Time-of-Arrival Theory of the Imaging Sonar of Dolphins
by Douglas Moreman ( Updated on )

Practical applications of the mechanism of this theory are feasible – even if it turns out that dolphins use some other mechanism.

Sonaring behaviors of dolphins suggest an ability perhaps better described by “echo-vision” than by the customary expression “echo-location.” In signals, vision requires greater bandwidth than does hearing. Bony paths in the inner ear carry, to the cochlea, frequency-dependent sounds of complex communications of dolphins, and other sounds of the sea. Does it seem plausible that the bandwidth of a bony path is sufficient for all that plus a form of “vision”?

The physics of the dolphin’s environment suggests a time-of-arrival, “triangulating,” mechanism that would, if it exists, by-pass the cochleae and carry specialized, non-frequency, information along several parallel paths directly into a parallel-processing part of the brain.

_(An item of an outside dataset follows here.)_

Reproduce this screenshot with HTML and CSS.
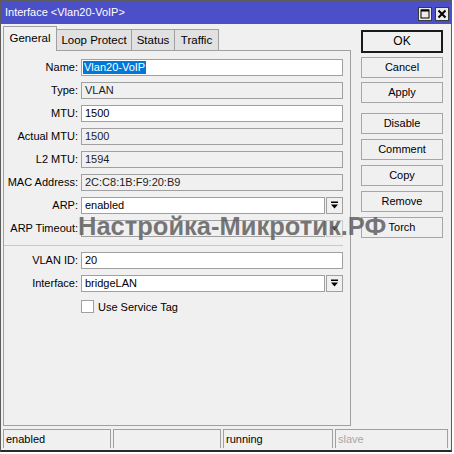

Using appropriate math and the physics of an underwater environment, we can see a possible natural version of the mechanism, one that computes “in parallel,” and also see another version that processes serially and that we might use in a 3D imaging fish-finder.

We assume, for our mechanisms, a "click," a sound-of-illumination whose echoes have at least one Feature such that the “toa,” the time-of-arrival, of an instance of that Feature can be detected.

For some species of dolphins, the click has a most prominent cycle whose duration is about 1/100,000, or 10 micro, second. The click has a most prominent Rise in amplitude that lasts for about 5 micro second and a most prominent Fall that lasts for about 5 micro second. Rise and Fall are examples of click-Features such that times-of-arrival of their echoes can be detected.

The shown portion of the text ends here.